On Friday, natural gas prices declined after the better-than-expected report by the Energy Information Administration (EIA).
US futures tied to the commodity slumped 1.34% or 0.11 points to $8.37 per million British thermal units (MMBtu). Nevertheless, the contracts still hovered above a one-week high.
The latest government inventory data revealed an upturn to the average gas output in the US Lower 48 states. In May, the reading grew to 95.10 billion cubic feet per day from the previous 94.50. That compares with a monthly record of 96.10 bcfd in December 2021.
Moreover, natural gas storage delivered a 90.00 bcf injection for the week ending May 27. It notably surpassed the anticipated 86.00 bcf build.
Nevertheless, traders see the reading as smaller than usual as power generators burned more gas last week to produce electricity amid high coal prices.
Still, the better-than-forecasted natural gas report offset the record power demand in Texas. The power use in the US state reached the highest level on record for the month of May.
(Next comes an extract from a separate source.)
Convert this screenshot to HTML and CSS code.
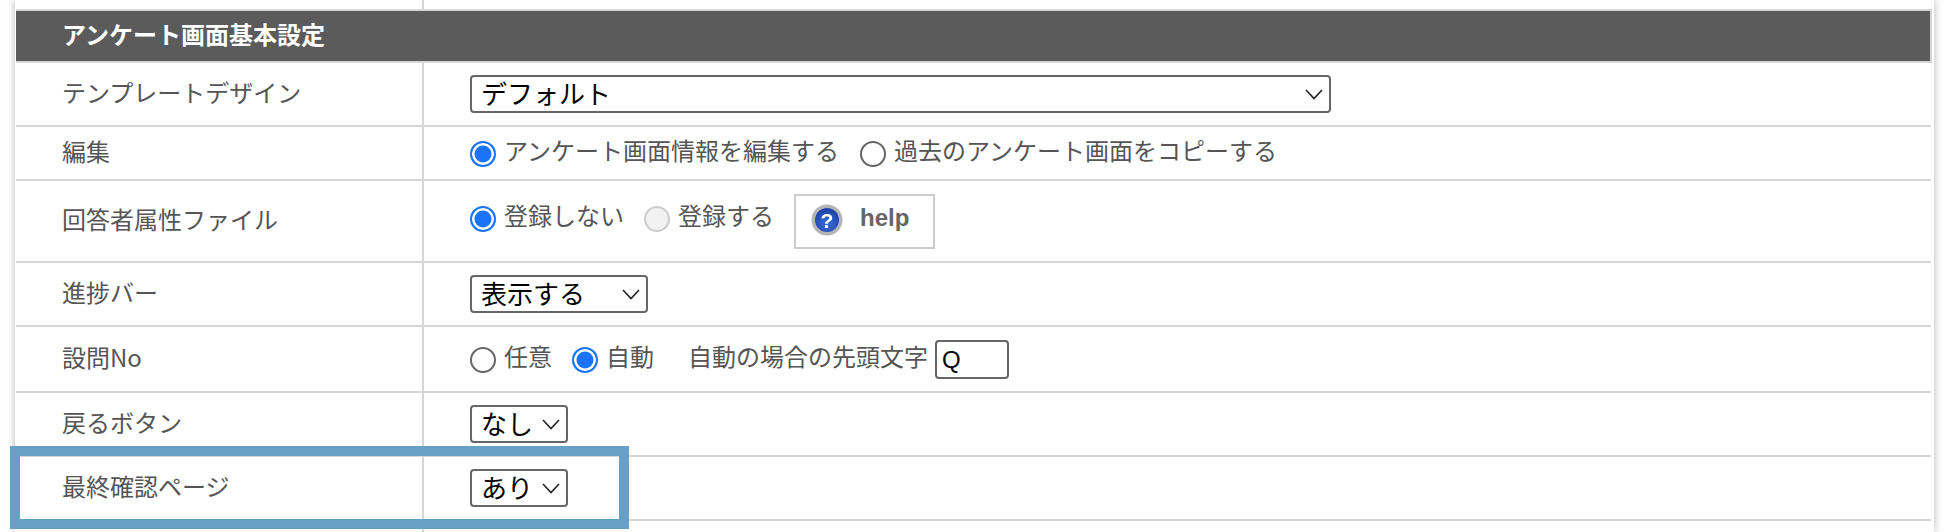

In addition, experts anticipated the consumption to likely break the grid’s all-time high early next week. The recent economic growth boosts overall usage, and hot weather is causing homes and businesses to utilize their air conditioners.
Natural gas to rebound on demand prospects
Meanwhile, analysts projected the natural gas futures to eventually recover in the near term amid the higher demand prospects. They forecasted NGAS to climb by 15.00% or more by year-end as supplies still fall far short of demand.
Subsequently, equipment and personnel shortages, combined with underinvestment in the sector, will probably lead to a rally to $10.00.
Natural gas contracts currently trade about 134.00% higher so far this year. The higher prices in Europe and Asia keep demand for US LNG exports strong, especially amid the Russia-Ukraine crisis. Furthermore, the United States remain the world’s top NGAS producer.